As a parent, the fact that other people would like my child to give both so that they can have the baby is irrelevant to me. I’m not going to encourage a child to consign herself go a lifetime of pain to make other people happy. I’m going to support what is best for her.
Anonymous
Anonymous wrote:
Anonymous wrote:Why all the abortion suggestions? Adoption is harder, but so many people would love a baby. OP I feel for you, and hope for the best. Hugs.


This is why. Adoption is torturously painful for most relinquishing mothers. It is a pain that never, ever goes away. I would never ever ever ever counsel my daughter to go the adoption route, ever. Raising a child alone would be much better for her emotionally. If she doesn’t want to parent, terminating the pregnancy is the best choice.

As a parent, the fact that other people would like my child to give both so that they can have the baby is irrelevant to me. I’m not going to encourage a child to consign herself go a lifetime of pain to make other people happy. I’m going to support what is best for her.


I kind of agree, I have read that the number of people who regret abortion is minuscule and the number of people who regret adoptions is almost 100% at some point in their lives, but my mom was always vehemently anti-abortion and put her money where her mouth was when she placed a child for adoption at age 19. Sometimes she is so sad about it (and she’s 68) but for her abortion would have been way worse. She truly thinks abortion is murder.
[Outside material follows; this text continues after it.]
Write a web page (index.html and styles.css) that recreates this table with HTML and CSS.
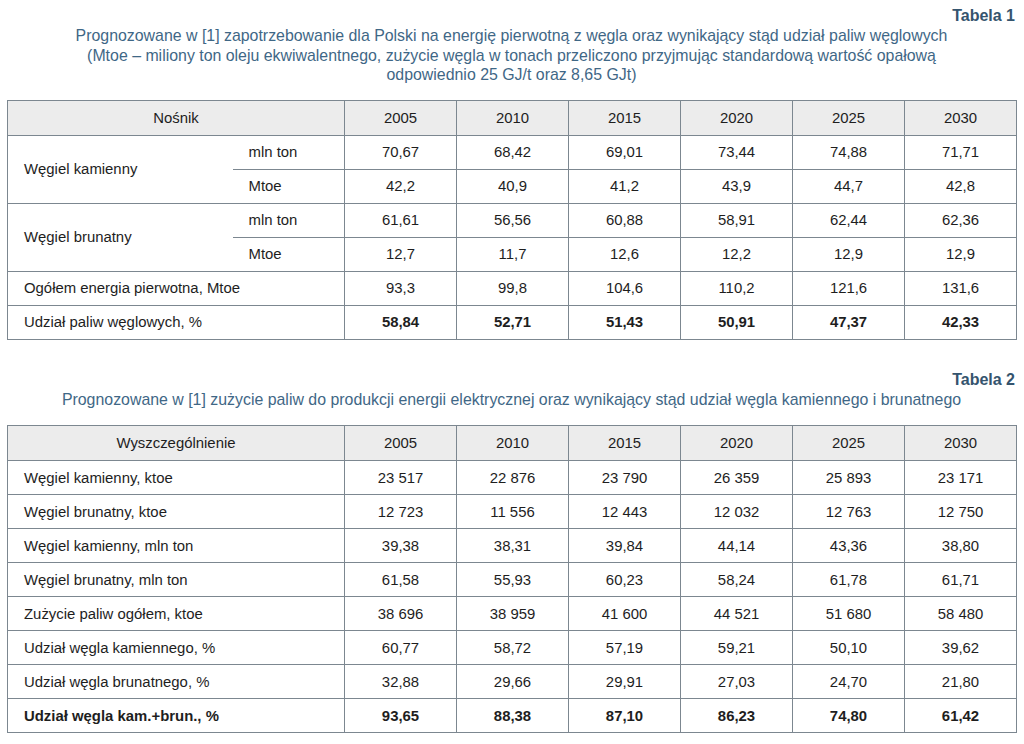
FILE: index.html
```html
<!DOCTYPE html>
<html lang="pl">
<head>
<meta charset="utf-8">
<title>Tabele</title>
<link rel="stylesheet" href="styles.css">
</head>
<body>
<section class="block block-1">
  <div class="label">Tabela 1</div>
  <p class="title">Prognozowane w [1] zapotrzebowanie dla Polski na energię pierwotną z węgla oraz wynikający stąd udział paliw węglowych<br>(Mtoe – miliony ton oleju ekwiwalentnego, zużycie węgla w tonach przeliczono przyjmując standardową wartość opałową<br>odpowiednio 25 GJ/t oraz 8,65 GJt)</p>
  <table class="tbl">
    <colgroup><col class="c-a"><col class="c-b"><col class="c-y"><col class="c-y"><col class="c-y"><col class="c-y"><col class="c-y"><col class="c-y"></colgroup>
    <thead>
      <tr class="head"><th colspan="2">Nośnik</th><th>2005</th><th>2010</th><th>2015</th><th>2020</th><th>2025</th><th>2030</th></tr>
    </thead>
    <tbody>
      <tr><td rowspan="2" class="name">Węgiel kamienny</td><td class="unit">mln ton</td><td>70,67</td><td>68,42</td><td>69,01</td><td>73,44</td><td>74,88</td><td>71,71</td></tr>
      <tr><td class="unit">Mtoe</td><td>42,2</td><td>40,9</td><td>41,2</td><td>43,9</td><td>44,7</td><td>42,8</td></tr>
      <tr><td rowspan="2" class="name">Węgiel brunatny</td><td class="unit">mln ton</td><td>61,61</td><td>56,56</td><td>60,88</td><td>58,91</td><td>62,44</td><td>62,36</td></tr>
      <tr><td class="unit">Mtoe</td><td>12,7</td><td>11,7</td><td>12,6</td><td>12,2</td><td>12,9</td><td>12,9</td></tr>
      <tr><td colspan="2" class="name">Ogółem energia pierwotna, Mtoe</td><td>93,3</td><td>99,8</td><td>104,6</td><td>110,2</td><td>121,6</td><td>131,6</td></tr>
      <tr class="bold-nums"><td colspan="2" class="name plain">Udział paliw węglowych, %</td><td>58,84</td><td>52,71</td><td>51,43</td><td>50,91</td><td>47,37</td><td>42,33</td></tr>
    </tbody>
  </table>
</section>

<section class="block block-2">
  <div class="label">Tabela 2</div>
  <p class="title">Prognozowane w [1] zużycie paliw do produkcji energii elektrycznej oraz wynikający stąd udział węgla kamiennego i brunatnego</p>
  <table class="tbl">
    <colgroup><col class="c-ab"><col class="c-y"><col class="c-y"><col class="c-y"><col class="c-y"><col class="c-y"><col class="c-y"></colgroup>
    <thead>
      <tr class="head"><th>Wyszczególnienie</th><th>2005</th><th>2010</th><th>2015</th><th>2020</th><th>2025</th><th>2030</th></tr>
    </thead>
    <tbody>
      <tr><td class="name">Węgiel kamienny, ktoe</td><td>23 517</td><td>22 876</td><td>23 790</td><td>26 359</td><td>25 893</td><td>23 171</td></tr>
      <tr><td class="name">Węgiel brunatny, ktoe</td><td>12 723</td><td>11 556</td><td>12 443</td><td>12 032</td><td>12 763</td><td>12 750</td></tr>
      <tr><td class="name">Węgiel kamienny, mln ton</td><td>39,38</td><td>38,31</td><td>39,84</td><td>44,14</td><td>43,36</td><td>38,80</td></tr>
      <tr><td class="name">Węgiel brunatny, mln ton</td><td>61,58</td><td>55,93</td><td>60,23</td><td>58,24</td><td>61,78</td><td>61,71</td></tr>
      <tr><td class="name">Zużycie paliw ogółem, ktoe</td><td>38 696</td><td>38 959</td><td>41 600</td><td>44 521</td><td>51 680</td><td>58 480</td></tr>
      <tr><td class="name">Udział węgla kamiennego, %</td><td>60,77</td><td>58,72</td><td>57,19</td><td>59,21</td><td>50,10</td><td>39,62</td></tr>
      <tr><td class="name">Udział węgla brunatnego, %</td><td>32,88</td><td>29,66</td><td>29,91</td><td>27,03</td><td>24,70</td><td>21,80</td></tr>
      <tr class="bold-nums bold-all"><td class="name">Udział węgla kam.+brun., %</td><td>93,65</td><td>88,38</td><td>87,10</td><td>86,23</td><td>74,80</td><td>61,42</td></tr>
    </tbody>
  </table>
</section>
</body>
</html>
```

FILE: styles.css
```css
html, body {
  margin: 0;
  padding: 0;
  background: #ffffff;
}

body {
  width: 1024px;
  font-family: "Liberation Sans", Arial, Helvetica, sans-serif;
  color: #222222;
}

.block {
  padding: 0 8px 0 7px;
}

.block-1 {
  padding-top: 6px;
}

.block-2 {
  padding-top: 30px;
}

.label {
  text-align: right;
  font-weight: bold;
  font-size: 16px;
  line-height: 19px;
  color: #35546e;
  padding-right: 1px;
}

.title {
  margin: 1px 0 0 0;
  text-align: center;
  font-size: 15.9px;
  line-height: 19.5px;
  color: #3f6786;
}

.block-1 .title {
  margin-bottom: 15px;
}

.block-2 .title {
  margin-bottom: 16px;
}

.tbl {
  width: 1009px;
  border-collapse: collapse;
  table-layout: fixed;
  font-size: 14.9px;
  color: #1e1e1e;
  border: 1px solid #6e7880;
}

.c-a { width: 225px; }
.c-b { width: 112px; }
.c-ab { width: 337px; }
.c-y { width: 112px; }

.tbl th,
.tbl td {
  border: 1px solid #7c8790;
  padding: 0;
  height: 33px;
  text-align: center;
  vertical-align: middle;
  font-weight: normal;
}

.tbl thead th {
  background: #ececec;
  height: 34px;
}

.tbl td.name {
  text-align: left;
  padding-left: 16px;
}

.tbl td.unit {
  text-align: left;
  padding-left: 16px;
}

.tbl td[rowspan] {
  border-right: none;
}

.tbl td.unit {
  border-left: none;
}

.bold-nums td {
  font-weight: bold;
}

.bold-nums td.plain {
  font-weight: normal;
}
```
That’s a view I don’t understand in the least (I had an abortion and I’m not ashamed in the least and I don’t think I’ll ever in my life regret it) but seriously every woman is different.

But you are so correct about having a child because so many people want the baby. Truly that is dystopian.
Anonymous
Anonymous wrote:
Anonymous wrote:
Anonymous wrote:
Anonymous wrote:Hope you weren't planning on settling into retirement OP. Make sure she gets child support, even if she doesn't need the money, set it aside for the child to have.

As a mom of a boy, I feel so bad for the father in this situation


Why, did she dupe him into having unprotected sex with her?


NP here and it's kinda like they both were stupid and decided to drive on the wrong side of the road. Now, they see a car coming and OP's DD is pressing down on the gas.

He made a stupid youthful mistake that he's going to have to deal with for the rest of his life. The DD does too, but at least she still has an eject button.


She can decide to keep the baby, he’s responsible for support, and has zero say in that decision. What if he wanted to keep it, but she didn’t? He can’t force her to and force her to pay child support, is that fair?